▶ _SET EXERCISE_: Copy the data that follows, character for character, minus the pictures.

───── PROVIDED DATA

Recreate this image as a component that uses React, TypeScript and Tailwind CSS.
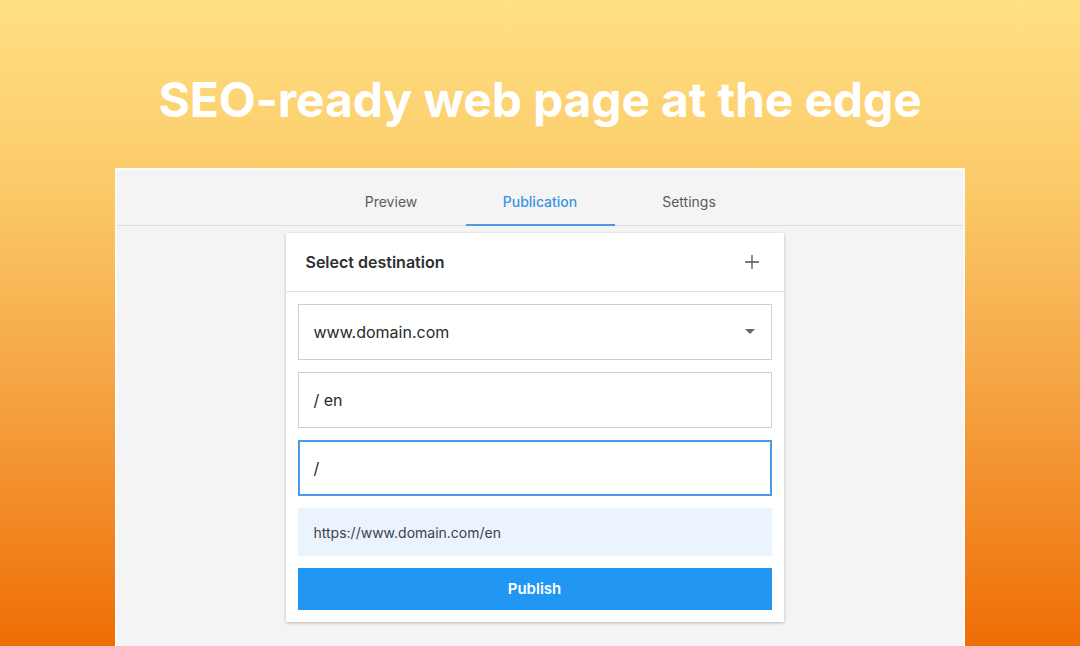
import { useState } from 'react';

const tabs = ['Preview', 'Publication', 'Settings'];

function PlusIcon() {
  return (
    <svg width="16" height="16" viewBox="0 0 16 16" className="text-[#555]">
      <path d="M8 1v14M1 8h14" stroke="currentColor" strokeWidth="1.3" />
    </svg>
  );
}

export default function App() {
  const [active, setActive] = useState('Publication');

  return (
    <div
      className="w-[1080px] h-[646px] overflow-hidden flex flex-col items-center bg-[linear-gradient(to_bottom,#ffe084_0%,#fbc967_30%,#f6aa4a_55%,#f28c28_78%,#ef6d05_100%)]"
      style={{ fontFamily: 'Inter, "Noto Sans", sans-serif' }}
    >
      <h1 className="mt-[70px] h-[60px] text-[48px] leading-[60px] font-bold text-white tracking-[-0.15px]">
        SEO-ready web page at the edge
      </h1>

      <div className="mt-[38px] w-[850px] flex-1 bg-[#f4f4f4] border-[2px] border-b-0 border-[#fbfbfb] flex flex-col">
        <div className="h-[56px] flex justify-center border-b border-[#dcdcdc]">
          {tabs.map(t => (
            <button
              key={t}
              onClick={() => setActive(t)}
              className={
                'w-[149px] h-full pt-[7px] text-[14px] relative ' +
                (active === t ? 'text-[#3b95e4] font-medium' : 'text-[#5c5c5c]')
              }
            >
              {t}
              {active === t && (
                <span className="absolute left-0 right-0 bottom-[-1px] h-[2px] bg-[#4a9be6]" />
              )}
            </button>
          ))}
        </div>

        <div className="flex justify-center pt-[7px] pr-[11px]">
          <div className="w-[498px] bg-white shadow-[0_1px_3px_rgba(0,0,0,0.25)]">
            <div className="h-[59px] flex items-center justify-between px-[20px] pr-[24px] border-b border-[#e0e0e0]">
              <span className="text-[16px] font-semibold text-[#2e2e2e]">Select destination</span>
              <PlusIcon />
            </div>

            <div className="px-[12px] pt-[12px] pb-[12px] flex flex-col gap-[12px]">
              <div className="h-[56px] border border-[#cfcfcf] flex items-center justify-between pl-[15px] pr-[16px]">
                <span className="text-[16px] text-[#2a2a2a]">www.domain.com</span>
                <svg width="10" height="6" viewBox="0 0 10 6">
                  <path d="M0 0h10L5 5z" fill="#666" />
                </svg>
              </div>

              <div className="h-[56px] border border-[#cfcfcf] flex items-center pl-[15px]">
                <span className="text-[16px] text-[#2a2a2a]">/ en</span>
              </div>

              <div className="h-[56px] border-2 border-[#4a9be6] flex items-center pl-[14px]">
                <span className="text-[16px] text-[#2a2a2a]">/</span>
              </div>

              <div className="h-[48px] bg-[#ebf3fd] flex items-center pl-[16px]">
                <span className="text-[14px] text-[#3c4250]">https://www.domain.com/en</span>
              </div>

              <button className="h-[42px] bg-[#2196f3] text-white text-[15px] font-semibold">
                Publish
              </button>
            </div>
          </div>
        </div>
      </div>
    </div>
  );
}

──────────

▶ _EXERCISE RESPONSE_:
Recreate this image as a component that uses React, TypeScript and Tailwind CSS.
import { useState } from 'react';

const tabs = ['Preview', 'Publication', 'Settings'];

function PlusIcon() {
  return (
    <svg width="16" height="16" viewBox="0 0 16 16" className="text-[#555]">
      <path d="M8 1v14M1 8h14" stroke="currentColor" strokeWidth="1.3" />
    </svg>
  );
}

export default function App() {
  const [active, setActive] = useState('Publication');

  return (
    <div
      className="w-[1080px] h-[646px] overflow-hidden flex flex-col items-center bg-[linear-gradient(to_bottom,#ffe084_0%,#fbc967_30%,#f6aa4a_55%,#f28c28_78%,#ef6d05_100%)]"
      style={{ fontFamily: 'Inter, "Noto Sans", sans-serif' }}
    >
      <h1 className="mt-[70px] h-[60px] text-[48px] leading-[60px] font-bold text-white tracking-[-0.15px]">
        SEO-ready web page at the edge
      </h1>

      <div className="mt-[38px] w-[850px] flex-1 bg-[#f4f4f4] border-[2px] border-b-0 border-[#fbfbfb] flex flex-col">
        <div className="h-[56px] flex justify-center border-b border-[#dcdcdc]">
          {tabs.map(t => (
            <button
              key={t}
              onClick={() => setActive(t)}
              className={
                'w-[149px] h-full pt-[7px] text-[14px] relative ' +
                (active === t ? 'text-[#3b95e4] font-medium' : 'text-[#5c5c5c]')
              }
            >
              {t}
              {active === t && (
                <span className="absolute left-0 right-0 bottom-[-1px] h-[2px] bg-[#4a9be6]" />
              )}
            </button>
          ))}
        </div>

        <div className="flex justify-center pt-[7px] pr-[11px]">
          <div className="w-[498px] bg-white shadow-[0_1px_3px_rgba(0,0,0,0.25)]">
            <div className="h-[59px] flex items-center justify-between px-[20px] pr-[24px] border-b border-[#e0e0e0]">
              <span className="text-[16px] font-semibold text-[#2e2e2e]">Select destination</span>
              <PlusIcon />
            </div>

            <div className="px-[12px] pt-[12px] pb-[12px] flex flex-col gap-[12px]">
              <div className="h-[56px] border border-[#cfcfcf] flex items-center justify-between pl-[15px] pr-[16px]">
                <span className="text-[16px] text-[#2a2a2a]">www.domain.com</span>
                <svg width="10" height="6" viewBox="0 0 10 6">
                  <path d="M0 0h10L5 5z" fill="#666" />
                </svg>
              </div>

              <div className="h-[56px] border border-[#cfcfcf] flex items-center pl-[15px]">
                <span className="text-[16px] text-[#2a2a2a]">/ en</span>
              </div>

              <div className="h-[56px] border-2 border-[#4a9be6] flex items-center pl-[14px]">
                <span className="text-[16px] text-[#2a2a2a]">/</span>
              </div>

              <div className="h-[48px] bg-[#ebf3fd] flex items-center pl-[16px]">
                <span className="text-[14px] text-[#3c4250]">https://www.domain.com/en</span>
              </div>

              <button className="h-[42px] bg-[#2196f3] text-white text-[15px] font-semibold">
                Publish
              </button>
            </div>
          </div>
        </div>
      </div>
    </div>
  );
}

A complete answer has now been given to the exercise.